Sunday, August 7, 2011

NO MEMORY by Rica Rock

For me, the problem is not remembering. My mother died when I was almost three and a half years old, but I don’t remember her at all. This last weekend I was at a retreat, where we had half-hour morning meditation on Saturday and on Sunday. No sooner do I make a concerted effort to clear my mind, thoughts of her come up – but they are all questions. This time I had the courage to try to remember what the physical circumstances of my first three years were.

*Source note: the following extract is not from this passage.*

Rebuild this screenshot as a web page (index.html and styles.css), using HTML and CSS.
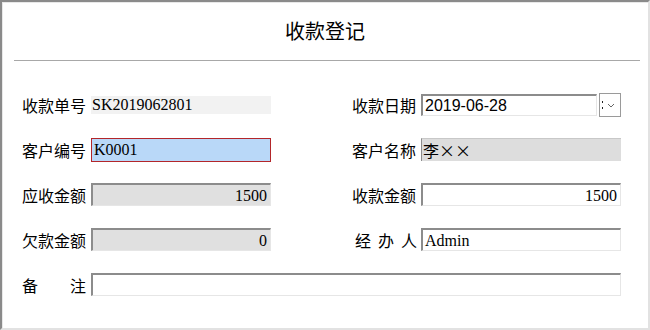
FILE: index.html
```html
<!DOCTYPE html>
<html lang="zh-CN">
<head>
    <meta charset="utf-8">
    <link rel="stylesheet" href="styles.css">
    <title>收款登记</title>
</head>
<body>
    <div class="window">
        <h1 class="title">收款登记</h1>
        <hr class="divider">

        <div class="form">
            <div class="cell">
                <span class="label">收款单号</span>
                <span class="value flat">SK2019062801</span>
            </div>
            <div class="cell">
                <span class="label">收款日期</span>
                <span class="value sunken date-text">2019-06-28</span>
                <span class="drop">
                    <svg width="20" height="22" viewBox="0 0 20 22">
                        <rect x="2" y="7" width="1" height="2" fill="#222"/>
                        <rect x="2" y="13" width="1" height="2" fill="#222"/>
                        <polyline points="8,10 11,13 14,10" fill="none" stroke="#666" stroke-width="1"/>
                    </svg>
                </span>
            </div>

            <div class="cell">
                <span class="label">客户编号</span>
                <span class="value focus">K0001</span>
            </div>
            <div class="cell">
                <span class="label">客户名称</span>
                <span class="value readonly cjk">李××</span>
            </div>

            <div class="cell">
                <span class="label">应收金额</span>
                <span class="value sunken gray num">1500</span>
            </div>
            <div class="cell">
                <span class="label">收款金额</span>
                <span class="value sunken num">1500</span>
            </div>

            <div class="cell">
                <span class="label">欠款金额</span>
                <span class="value sunken gray num">0</span>
            </div>
            <div class="cell">
                <span class="label spread shift"><span>经</span><span>办</span><span>人</span></span>
                <span class="value sunken">Admin</span>
            </div>

            <div class="cell full">
                <span class="label spread"><span>备</span><span>注</span></span>
                <span class="value sunken"></span>
            </div>
        </div>
    </div>
</body>
</html>
```

FILE: styles.css
```css
body {
    margin: 0;
    background: #fff;
    font-family: "Noto Sans CJK SC", sans-serif;
    color: #000;
}

.window {
    width: 650px;
    height: 330px;
    box-sizing: border-box;
    border-style: solid;
    border-width: 2px;
    border-color: #8a8a8a #e2e2e2 #e2e2e2 #8a8a8a;
    box-shadow: inset 1px 1px 0 #e8e8e8;
    background: #fff;
}

.title {
    margin: 0;
    padding-top: 19px;
    font-size: 20px;
    line-height: 20px;
    font-weight: normal;
    text-align: center;
}

.divider {
    height: 1px;
    border: none;
    background: #a8a8a8;
    margin: 19px 8px 0 12px;
}

.form {
    display: grid;
    grid-template-columns: 249px 269px;
    grid-auto-rows: 23px;
    column-gap: 81px;
    row-gap: 22px;
    margin-top: 32px;
    padding-left: 20px;
}

.cell {
    display: flex;
    align-items: center;
}

.full {
    grid-column: 1 / -1;
}

.label {
    width: 64px;
    flex: none;
    margin-right: 5px;
    font-size: 16px;
    line-height: 20px;
    white-space: nowrap;
}

.spread {
    display: flex;
    justify-content: space-between;
}

.shift {
    width: 62px;
    padding-left: 3px;
    margin-right: 4px;
}

.value {
    flex: 1;
    height: 23px;
    box-sizing: border-box;
    padding: 0 3px 0 2px;
    font-family: "Liberation Serif", "Noto Sans CJK SC", serif;
    font-size: 16px;
    line-height: 19px;
    display: flex;
    align-items: center;
    white-space: nowrap;
    overflow: hidden;
}

.flat {
    height: 18px;
    background: #f2f2f2;
    padding-left: 1px;
}

.sunken {
    border-style: solid;
    border-width: 2px 1px 1px 2px;
    border-color: #8c8c8c #e6e6e6 #e6e6e6 #8c8c8c;
    background: #fff;
}

.gray {
    background: #e0e0e0;
}

.num {
    justify-content: flex-end;
}

.focus {
    height: 24px;
    border: 1px solid #b3262a;
    background: #b9d8f8;
    padding-left: 2px;
}

.readonly {
    border-left: 1px solid #8c8c8c;
    border-top: 1px solid #c8c8c8;
    background: #dddddd;
    padding-left: 1px;
}

.cjk {
    font-family: "Noto Sans CJK SC", sans-serif;
}

.date-text {
    height: 22px;
    font-family: "Liberation Sans", sans-serif;
    font-size: 16px;
}

.drop {
    flex: none;
    width: 22px;
    height: 24px;
    box-sizing: border-box;
    margin-left: 2px;
    border: 1px solid #9a9a9a;
    background: #fff;
}

.drop svg {
    display: block;
}
```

As I understand it, most of the time it was me, my mother, and my big sister in a house about 14x16 feet. There was no bathroom or pantry or electricity or hot water or central heat. It consisted of a very small bedroom, a smaller kitchen, and a main room which was a bit deeper than the others, and as long as the two of them together. Did my mother sleep in the living room, my sister and my crib squeezed into the bedroom? Or, since my sister was a teenager and my mother a manic depressive, was it the other way around? Did I have a crib, and if so, whom was it borrowed from? If not, did I sleep on the floor, or were chairs arranged around a narrow cot to keep me from falling out, or what? Were there curtains? Bedspreads? Pictures? Books? A mirror? Where were clothes hung?

When I moved into that house again at age 14, my father had added many amenities, including a tiny closet for me in the bedroom (my room), another for him and coats, a pantry with room for the electric refrigerator, and a very small toilet with a shower. And, luxury beyond the beyond, a telephone.

But back to no memory of my mother, I cannot picture the house, or my place in it, or my mother. I had a fleeting idea to ask my sister to describe it for me – maybe that would trigger a memory – but I’m afraid that’s almost hopeless. She’s going to be 94 in August, and is past reliability. She has, however, two photographs of my mother: one is a formal studio picture taken of her standing by a tall pedestal, one elbow resting on it, in her late teens, a relatively new immigrant; the other sitting on the steps leading into the above-mentioned house, in a summer cotton dress, my father sitting next to her, bare-chested, in overalls, and my sister standing nearby in a bathing suit, with her hand resting on top of my mother’s head.

So, just as there are no physical artifacts -- except a hand-made, falling-apart, much painted-over little wooden stool, too rickety now, almost in its 90s, to trust standing on -- there are no memories of my mother.